**Working data**
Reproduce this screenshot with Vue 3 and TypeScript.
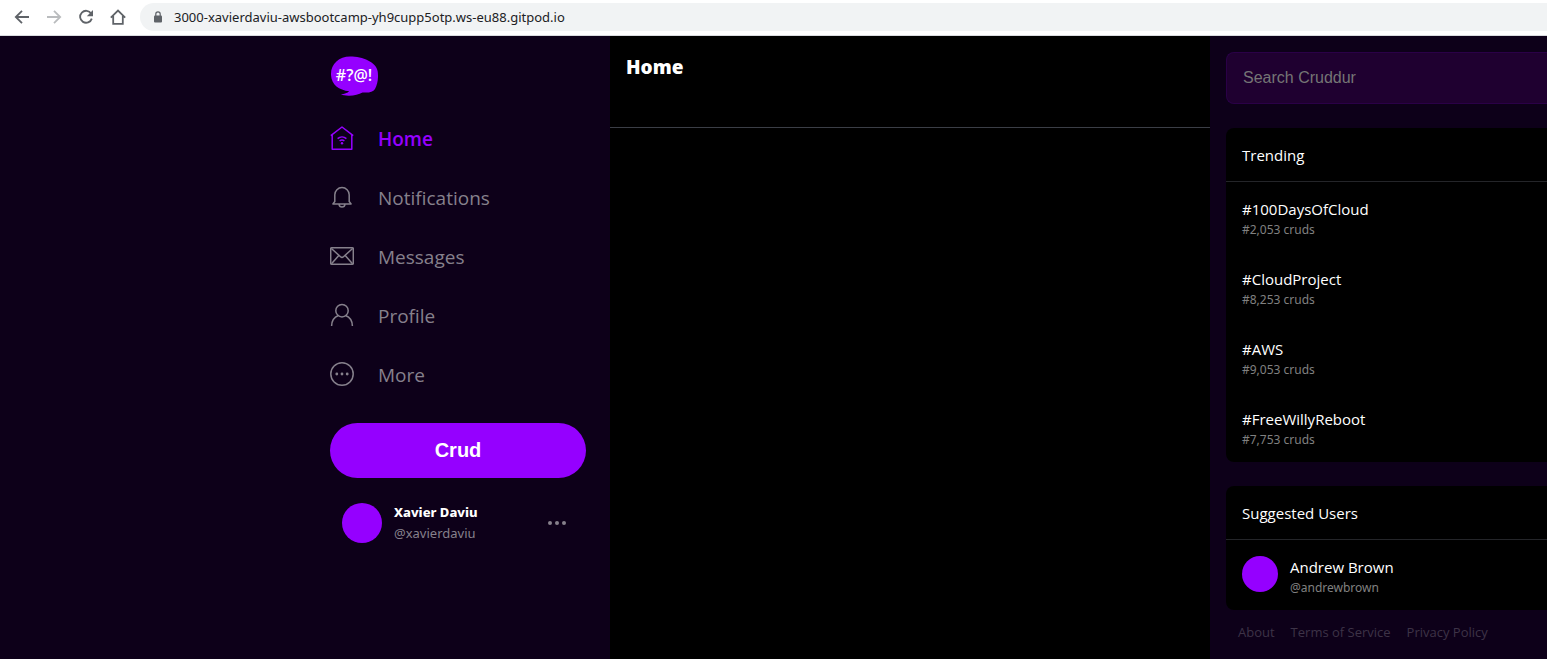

--

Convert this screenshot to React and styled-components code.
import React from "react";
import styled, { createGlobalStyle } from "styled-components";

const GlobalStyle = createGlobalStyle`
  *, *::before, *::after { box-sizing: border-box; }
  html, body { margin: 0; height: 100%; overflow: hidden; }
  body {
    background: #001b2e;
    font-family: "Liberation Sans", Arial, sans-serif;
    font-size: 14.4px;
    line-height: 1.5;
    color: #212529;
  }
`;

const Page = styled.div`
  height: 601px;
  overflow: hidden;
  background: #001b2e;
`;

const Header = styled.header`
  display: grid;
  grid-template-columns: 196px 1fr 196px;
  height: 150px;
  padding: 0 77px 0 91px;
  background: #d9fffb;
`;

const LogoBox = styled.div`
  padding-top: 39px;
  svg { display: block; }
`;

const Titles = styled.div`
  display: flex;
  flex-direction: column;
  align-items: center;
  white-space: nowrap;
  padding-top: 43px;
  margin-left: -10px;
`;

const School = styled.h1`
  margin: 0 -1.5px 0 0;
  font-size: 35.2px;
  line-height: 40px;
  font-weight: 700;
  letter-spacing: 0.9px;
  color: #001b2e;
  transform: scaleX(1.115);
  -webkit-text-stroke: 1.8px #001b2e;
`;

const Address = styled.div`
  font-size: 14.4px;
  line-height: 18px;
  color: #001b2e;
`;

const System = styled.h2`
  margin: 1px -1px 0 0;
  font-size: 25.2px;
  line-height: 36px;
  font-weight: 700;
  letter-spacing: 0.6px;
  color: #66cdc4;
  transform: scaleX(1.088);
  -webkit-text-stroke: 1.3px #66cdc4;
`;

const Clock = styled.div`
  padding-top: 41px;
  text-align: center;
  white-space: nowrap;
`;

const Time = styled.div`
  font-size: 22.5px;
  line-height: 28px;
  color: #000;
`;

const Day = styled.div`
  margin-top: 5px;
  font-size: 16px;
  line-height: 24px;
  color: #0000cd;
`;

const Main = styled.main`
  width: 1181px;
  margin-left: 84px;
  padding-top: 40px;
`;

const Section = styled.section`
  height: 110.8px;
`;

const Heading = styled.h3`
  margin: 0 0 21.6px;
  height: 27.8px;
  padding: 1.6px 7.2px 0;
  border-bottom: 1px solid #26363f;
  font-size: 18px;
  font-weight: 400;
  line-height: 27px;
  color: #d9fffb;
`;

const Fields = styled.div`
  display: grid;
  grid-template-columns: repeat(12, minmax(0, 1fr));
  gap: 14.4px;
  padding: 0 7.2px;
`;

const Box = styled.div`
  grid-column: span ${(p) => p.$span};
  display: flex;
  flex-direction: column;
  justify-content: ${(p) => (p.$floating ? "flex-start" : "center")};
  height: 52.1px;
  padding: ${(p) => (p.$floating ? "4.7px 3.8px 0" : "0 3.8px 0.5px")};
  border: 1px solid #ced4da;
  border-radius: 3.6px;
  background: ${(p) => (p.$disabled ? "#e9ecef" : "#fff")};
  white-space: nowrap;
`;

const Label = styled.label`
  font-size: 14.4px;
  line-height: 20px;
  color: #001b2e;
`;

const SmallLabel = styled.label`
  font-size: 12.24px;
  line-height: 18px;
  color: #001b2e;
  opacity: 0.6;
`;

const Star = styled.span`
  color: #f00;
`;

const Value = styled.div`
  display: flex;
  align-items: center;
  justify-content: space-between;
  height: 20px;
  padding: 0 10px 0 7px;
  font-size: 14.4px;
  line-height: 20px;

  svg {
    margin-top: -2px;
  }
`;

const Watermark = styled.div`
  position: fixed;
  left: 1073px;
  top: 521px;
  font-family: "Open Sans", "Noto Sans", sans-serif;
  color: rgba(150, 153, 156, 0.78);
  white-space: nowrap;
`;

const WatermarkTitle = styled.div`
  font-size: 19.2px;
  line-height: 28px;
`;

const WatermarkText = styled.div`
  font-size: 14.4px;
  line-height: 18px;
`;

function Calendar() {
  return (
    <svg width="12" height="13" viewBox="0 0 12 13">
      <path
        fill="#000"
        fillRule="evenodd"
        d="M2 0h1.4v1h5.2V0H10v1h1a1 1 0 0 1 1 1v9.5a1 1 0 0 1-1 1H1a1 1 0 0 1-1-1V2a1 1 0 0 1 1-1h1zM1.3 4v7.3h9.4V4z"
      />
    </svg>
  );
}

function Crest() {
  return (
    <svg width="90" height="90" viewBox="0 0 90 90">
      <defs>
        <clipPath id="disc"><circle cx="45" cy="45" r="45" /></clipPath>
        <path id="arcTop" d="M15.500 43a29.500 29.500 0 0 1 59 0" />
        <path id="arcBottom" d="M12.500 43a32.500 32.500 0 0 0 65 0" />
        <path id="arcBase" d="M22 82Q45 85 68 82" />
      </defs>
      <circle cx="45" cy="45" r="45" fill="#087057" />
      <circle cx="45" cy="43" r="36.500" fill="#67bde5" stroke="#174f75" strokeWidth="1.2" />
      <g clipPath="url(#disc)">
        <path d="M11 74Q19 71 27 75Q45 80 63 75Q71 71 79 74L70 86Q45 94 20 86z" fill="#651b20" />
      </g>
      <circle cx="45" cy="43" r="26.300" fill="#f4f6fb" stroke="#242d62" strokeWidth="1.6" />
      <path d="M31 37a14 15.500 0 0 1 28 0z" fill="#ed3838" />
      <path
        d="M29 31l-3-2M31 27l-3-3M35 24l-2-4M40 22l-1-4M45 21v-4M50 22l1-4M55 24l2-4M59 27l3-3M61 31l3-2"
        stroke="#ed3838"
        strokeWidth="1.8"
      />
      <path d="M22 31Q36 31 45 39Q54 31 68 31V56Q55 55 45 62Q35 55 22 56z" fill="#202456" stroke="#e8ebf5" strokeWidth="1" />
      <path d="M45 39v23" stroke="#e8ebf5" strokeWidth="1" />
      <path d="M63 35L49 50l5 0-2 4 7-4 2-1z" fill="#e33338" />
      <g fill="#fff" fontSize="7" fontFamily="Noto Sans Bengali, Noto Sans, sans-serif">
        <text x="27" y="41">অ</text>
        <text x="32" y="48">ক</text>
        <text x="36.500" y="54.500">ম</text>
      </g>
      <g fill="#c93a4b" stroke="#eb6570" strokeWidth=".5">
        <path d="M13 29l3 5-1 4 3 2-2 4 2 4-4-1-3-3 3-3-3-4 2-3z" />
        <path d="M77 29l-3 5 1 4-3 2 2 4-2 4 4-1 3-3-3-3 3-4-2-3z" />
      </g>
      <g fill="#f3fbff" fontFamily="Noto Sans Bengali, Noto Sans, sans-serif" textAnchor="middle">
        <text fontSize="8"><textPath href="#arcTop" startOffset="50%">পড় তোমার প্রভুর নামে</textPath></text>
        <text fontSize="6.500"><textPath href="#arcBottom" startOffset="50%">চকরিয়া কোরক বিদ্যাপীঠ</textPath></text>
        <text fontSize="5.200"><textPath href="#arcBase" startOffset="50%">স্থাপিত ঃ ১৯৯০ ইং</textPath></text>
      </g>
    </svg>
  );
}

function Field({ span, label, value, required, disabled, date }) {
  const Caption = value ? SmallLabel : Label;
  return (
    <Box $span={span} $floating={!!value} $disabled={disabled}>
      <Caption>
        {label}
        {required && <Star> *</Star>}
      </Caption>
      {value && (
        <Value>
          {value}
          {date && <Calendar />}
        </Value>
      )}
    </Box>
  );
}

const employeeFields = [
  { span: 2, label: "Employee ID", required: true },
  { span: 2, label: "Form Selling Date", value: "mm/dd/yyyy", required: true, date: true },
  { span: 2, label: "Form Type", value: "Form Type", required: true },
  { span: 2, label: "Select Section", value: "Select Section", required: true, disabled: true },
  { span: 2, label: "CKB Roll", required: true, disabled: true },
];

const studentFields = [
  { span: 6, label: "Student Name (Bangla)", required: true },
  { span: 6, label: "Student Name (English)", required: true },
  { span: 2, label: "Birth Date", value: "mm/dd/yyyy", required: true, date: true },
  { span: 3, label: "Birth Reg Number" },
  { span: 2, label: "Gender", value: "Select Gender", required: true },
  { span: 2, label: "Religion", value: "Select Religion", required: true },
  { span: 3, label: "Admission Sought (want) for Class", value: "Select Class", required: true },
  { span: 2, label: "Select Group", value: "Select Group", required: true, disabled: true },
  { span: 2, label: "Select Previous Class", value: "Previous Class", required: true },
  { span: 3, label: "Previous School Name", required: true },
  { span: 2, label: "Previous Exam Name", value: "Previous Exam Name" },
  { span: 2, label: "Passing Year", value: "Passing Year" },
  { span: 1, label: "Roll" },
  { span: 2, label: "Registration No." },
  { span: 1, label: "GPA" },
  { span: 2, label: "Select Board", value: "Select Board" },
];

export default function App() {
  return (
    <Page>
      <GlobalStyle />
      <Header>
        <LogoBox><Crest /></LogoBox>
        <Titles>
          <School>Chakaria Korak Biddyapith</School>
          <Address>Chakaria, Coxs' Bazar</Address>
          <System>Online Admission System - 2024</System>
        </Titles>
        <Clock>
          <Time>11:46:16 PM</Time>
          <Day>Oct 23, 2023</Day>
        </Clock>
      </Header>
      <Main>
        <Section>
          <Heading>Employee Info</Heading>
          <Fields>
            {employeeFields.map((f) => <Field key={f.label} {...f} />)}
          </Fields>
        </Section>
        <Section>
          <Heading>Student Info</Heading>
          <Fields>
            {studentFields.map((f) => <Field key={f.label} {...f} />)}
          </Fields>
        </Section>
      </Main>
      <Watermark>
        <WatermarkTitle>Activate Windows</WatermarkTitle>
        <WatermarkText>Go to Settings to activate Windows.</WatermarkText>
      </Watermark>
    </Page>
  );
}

---

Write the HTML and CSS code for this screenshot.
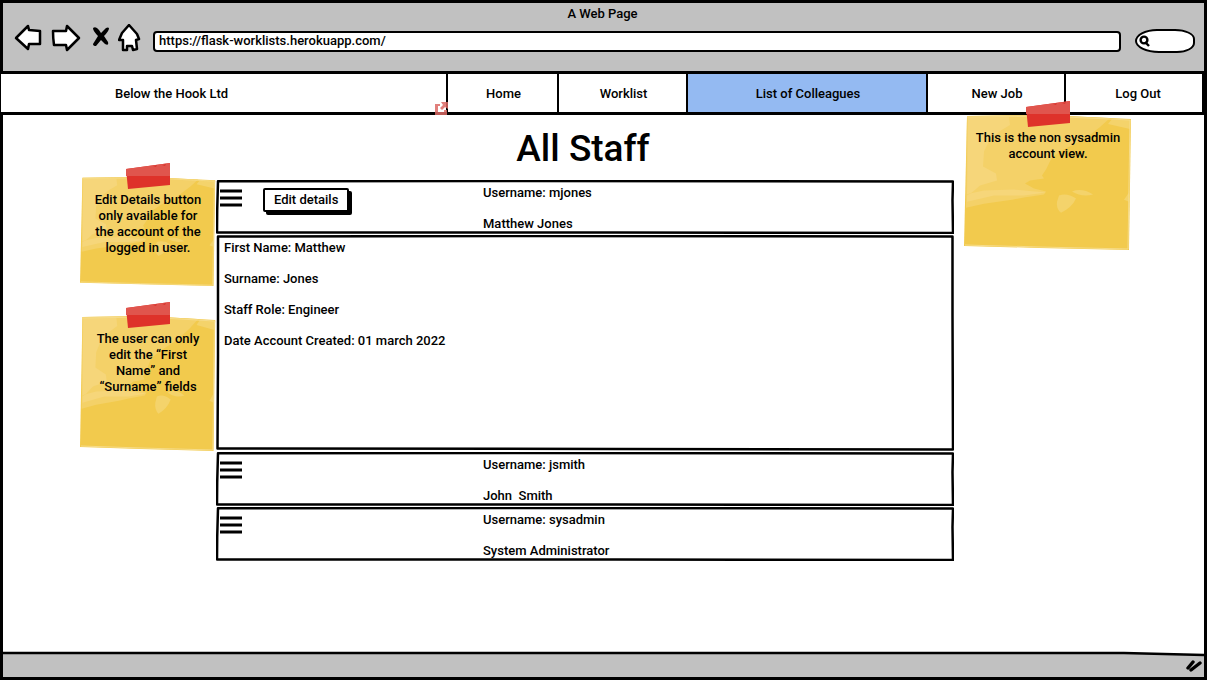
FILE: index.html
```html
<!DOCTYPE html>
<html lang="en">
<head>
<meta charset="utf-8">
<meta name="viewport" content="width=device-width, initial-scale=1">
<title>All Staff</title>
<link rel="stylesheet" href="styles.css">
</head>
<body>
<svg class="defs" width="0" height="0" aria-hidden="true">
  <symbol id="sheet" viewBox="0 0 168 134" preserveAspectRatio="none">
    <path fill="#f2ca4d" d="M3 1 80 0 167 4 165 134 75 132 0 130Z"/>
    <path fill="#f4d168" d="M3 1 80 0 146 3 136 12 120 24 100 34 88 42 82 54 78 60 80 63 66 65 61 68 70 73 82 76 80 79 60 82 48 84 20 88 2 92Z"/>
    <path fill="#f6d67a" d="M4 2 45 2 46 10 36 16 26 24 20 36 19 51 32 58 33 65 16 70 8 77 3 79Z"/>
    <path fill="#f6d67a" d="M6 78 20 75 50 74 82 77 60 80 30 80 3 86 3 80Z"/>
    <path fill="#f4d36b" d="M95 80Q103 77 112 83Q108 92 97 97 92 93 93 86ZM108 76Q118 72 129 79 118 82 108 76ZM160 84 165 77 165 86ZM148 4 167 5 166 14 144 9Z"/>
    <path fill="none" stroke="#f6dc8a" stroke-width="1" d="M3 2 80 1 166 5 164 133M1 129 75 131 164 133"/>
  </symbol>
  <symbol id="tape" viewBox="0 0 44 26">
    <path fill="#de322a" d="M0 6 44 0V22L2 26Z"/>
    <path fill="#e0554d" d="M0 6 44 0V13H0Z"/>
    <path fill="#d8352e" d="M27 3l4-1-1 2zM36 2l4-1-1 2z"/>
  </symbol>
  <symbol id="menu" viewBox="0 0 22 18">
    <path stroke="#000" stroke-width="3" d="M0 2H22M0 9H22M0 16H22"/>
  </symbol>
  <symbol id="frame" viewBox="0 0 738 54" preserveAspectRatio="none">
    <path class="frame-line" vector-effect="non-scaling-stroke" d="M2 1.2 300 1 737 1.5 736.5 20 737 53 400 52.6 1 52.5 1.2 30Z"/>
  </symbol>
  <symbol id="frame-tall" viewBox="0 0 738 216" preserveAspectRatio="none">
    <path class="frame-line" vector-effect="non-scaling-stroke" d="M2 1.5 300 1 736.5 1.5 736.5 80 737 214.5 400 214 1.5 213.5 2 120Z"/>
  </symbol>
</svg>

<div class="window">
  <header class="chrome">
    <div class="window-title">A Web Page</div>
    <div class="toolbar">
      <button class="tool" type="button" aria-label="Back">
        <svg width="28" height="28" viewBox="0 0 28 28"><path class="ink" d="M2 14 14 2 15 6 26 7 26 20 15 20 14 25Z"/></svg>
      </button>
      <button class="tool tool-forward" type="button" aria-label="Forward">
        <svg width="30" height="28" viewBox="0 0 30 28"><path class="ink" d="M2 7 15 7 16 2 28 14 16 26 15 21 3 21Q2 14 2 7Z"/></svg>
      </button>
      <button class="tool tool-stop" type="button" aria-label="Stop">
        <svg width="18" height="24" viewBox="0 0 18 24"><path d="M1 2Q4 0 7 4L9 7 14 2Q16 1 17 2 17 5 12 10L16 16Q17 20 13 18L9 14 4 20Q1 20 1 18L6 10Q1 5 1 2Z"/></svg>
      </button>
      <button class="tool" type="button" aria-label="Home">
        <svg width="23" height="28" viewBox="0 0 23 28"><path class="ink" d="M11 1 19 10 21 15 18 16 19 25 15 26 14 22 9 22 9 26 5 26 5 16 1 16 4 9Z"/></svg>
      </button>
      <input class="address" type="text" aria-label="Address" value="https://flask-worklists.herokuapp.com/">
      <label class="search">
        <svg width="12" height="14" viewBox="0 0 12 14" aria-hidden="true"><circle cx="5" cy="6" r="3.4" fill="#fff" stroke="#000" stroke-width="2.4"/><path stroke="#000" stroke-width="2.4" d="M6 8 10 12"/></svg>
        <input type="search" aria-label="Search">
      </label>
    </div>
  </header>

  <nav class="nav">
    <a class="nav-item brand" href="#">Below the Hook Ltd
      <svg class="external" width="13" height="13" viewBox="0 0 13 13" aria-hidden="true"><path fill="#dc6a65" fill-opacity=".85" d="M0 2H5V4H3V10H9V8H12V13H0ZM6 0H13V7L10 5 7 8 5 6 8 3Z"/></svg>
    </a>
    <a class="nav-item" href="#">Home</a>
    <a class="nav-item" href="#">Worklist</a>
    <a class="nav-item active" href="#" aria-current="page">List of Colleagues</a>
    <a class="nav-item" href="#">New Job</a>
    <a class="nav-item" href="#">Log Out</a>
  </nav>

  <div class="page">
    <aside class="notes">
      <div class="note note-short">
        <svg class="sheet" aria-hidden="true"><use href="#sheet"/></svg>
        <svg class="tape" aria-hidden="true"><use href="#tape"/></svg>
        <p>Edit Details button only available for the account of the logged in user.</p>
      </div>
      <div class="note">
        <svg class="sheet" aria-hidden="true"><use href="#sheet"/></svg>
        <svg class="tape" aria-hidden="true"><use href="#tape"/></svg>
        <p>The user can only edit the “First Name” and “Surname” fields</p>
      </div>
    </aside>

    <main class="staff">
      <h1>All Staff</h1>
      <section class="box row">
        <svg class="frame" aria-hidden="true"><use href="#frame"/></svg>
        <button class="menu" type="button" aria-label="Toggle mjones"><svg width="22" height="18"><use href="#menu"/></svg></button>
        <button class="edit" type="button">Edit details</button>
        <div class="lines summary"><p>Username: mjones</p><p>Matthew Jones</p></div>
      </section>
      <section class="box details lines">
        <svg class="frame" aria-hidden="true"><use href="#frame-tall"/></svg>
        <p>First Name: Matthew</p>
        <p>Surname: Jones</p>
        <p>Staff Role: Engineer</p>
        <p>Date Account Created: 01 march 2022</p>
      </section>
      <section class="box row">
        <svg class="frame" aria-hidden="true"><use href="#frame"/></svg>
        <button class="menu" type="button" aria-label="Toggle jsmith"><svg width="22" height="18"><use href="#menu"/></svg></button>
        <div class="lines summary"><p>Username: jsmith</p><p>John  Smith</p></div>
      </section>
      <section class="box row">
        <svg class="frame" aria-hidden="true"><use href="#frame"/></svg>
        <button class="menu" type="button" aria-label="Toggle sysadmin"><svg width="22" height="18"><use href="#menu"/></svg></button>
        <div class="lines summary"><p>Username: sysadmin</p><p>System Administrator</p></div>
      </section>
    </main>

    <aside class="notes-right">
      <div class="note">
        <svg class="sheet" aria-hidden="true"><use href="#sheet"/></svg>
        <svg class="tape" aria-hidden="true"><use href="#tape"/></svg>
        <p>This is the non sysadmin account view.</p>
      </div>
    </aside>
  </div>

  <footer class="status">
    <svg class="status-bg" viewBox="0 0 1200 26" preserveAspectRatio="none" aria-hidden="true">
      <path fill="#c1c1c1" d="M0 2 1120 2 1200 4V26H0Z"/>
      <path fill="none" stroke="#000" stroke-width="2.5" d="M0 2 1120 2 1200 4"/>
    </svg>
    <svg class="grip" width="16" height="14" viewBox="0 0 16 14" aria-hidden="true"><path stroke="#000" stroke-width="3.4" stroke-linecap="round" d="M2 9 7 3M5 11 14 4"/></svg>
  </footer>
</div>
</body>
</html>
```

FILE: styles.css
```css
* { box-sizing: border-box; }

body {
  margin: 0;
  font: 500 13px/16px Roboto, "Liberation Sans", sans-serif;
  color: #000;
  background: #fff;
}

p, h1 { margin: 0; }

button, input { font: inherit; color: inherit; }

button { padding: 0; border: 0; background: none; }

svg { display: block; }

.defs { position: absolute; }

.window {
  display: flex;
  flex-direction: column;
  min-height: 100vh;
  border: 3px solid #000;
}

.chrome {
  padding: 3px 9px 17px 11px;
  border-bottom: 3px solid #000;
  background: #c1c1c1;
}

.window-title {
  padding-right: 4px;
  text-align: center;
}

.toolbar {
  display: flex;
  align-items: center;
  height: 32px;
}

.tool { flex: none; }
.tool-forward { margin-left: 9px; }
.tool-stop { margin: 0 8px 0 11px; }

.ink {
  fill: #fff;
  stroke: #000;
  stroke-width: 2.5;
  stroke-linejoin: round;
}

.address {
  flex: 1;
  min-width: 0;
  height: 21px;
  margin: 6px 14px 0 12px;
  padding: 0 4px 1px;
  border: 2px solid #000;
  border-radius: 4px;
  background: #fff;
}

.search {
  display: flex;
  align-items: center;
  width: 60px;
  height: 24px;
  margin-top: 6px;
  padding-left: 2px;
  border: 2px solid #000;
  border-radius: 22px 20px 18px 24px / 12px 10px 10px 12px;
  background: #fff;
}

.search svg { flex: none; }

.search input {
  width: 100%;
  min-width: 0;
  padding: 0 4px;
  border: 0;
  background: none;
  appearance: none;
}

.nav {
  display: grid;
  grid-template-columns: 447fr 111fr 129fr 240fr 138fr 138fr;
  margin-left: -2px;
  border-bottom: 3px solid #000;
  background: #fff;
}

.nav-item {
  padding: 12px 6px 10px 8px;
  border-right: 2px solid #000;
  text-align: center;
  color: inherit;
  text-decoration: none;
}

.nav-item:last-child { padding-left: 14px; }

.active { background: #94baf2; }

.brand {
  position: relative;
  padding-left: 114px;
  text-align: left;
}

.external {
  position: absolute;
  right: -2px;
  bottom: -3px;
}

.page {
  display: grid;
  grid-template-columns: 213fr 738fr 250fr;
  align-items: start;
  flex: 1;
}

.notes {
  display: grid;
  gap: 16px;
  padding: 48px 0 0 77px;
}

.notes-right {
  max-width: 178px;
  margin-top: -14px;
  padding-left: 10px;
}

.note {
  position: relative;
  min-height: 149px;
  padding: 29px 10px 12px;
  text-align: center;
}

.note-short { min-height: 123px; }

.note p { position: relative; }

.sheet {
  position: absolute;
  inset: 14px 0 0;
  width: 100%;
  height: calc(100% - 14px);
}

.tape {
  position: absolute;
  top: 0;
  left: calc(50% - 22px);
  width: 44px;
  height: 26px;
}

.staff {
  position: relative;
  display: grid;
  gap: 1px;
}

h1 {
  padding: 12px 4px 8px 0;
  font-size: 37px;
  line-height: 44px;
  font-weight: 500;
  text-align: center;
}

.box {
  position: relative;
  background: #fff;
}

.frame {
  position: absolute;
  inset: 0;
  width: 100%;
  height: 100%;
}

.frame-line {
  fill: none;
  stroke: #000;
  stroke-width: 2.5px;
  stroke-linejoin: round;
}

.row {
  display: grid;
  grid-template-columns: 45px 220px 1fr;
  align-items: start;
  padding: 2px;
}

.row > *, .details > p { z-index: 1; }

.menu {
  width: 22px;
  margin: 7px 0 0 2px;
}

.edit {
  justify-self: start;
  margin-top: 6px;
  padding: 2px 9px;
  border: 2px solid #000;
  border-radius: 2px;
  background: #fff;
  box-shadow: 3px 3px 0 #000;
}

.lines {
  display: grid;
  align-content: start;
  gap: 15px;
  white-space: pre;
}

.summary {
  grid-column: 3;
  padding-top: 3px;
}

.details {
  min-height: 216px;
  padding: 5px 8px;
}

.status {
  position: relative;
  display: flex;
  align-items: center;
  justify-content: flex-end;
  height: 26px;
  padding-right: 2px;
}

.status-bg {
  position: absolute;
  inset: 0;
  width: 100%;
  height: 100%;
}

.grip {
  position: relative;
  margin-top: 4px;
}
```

**Goal**
Extract each line from the listing that holds the word "React".

**Full response**
Convert this screenshot to React and styled-components code.
import React from "react";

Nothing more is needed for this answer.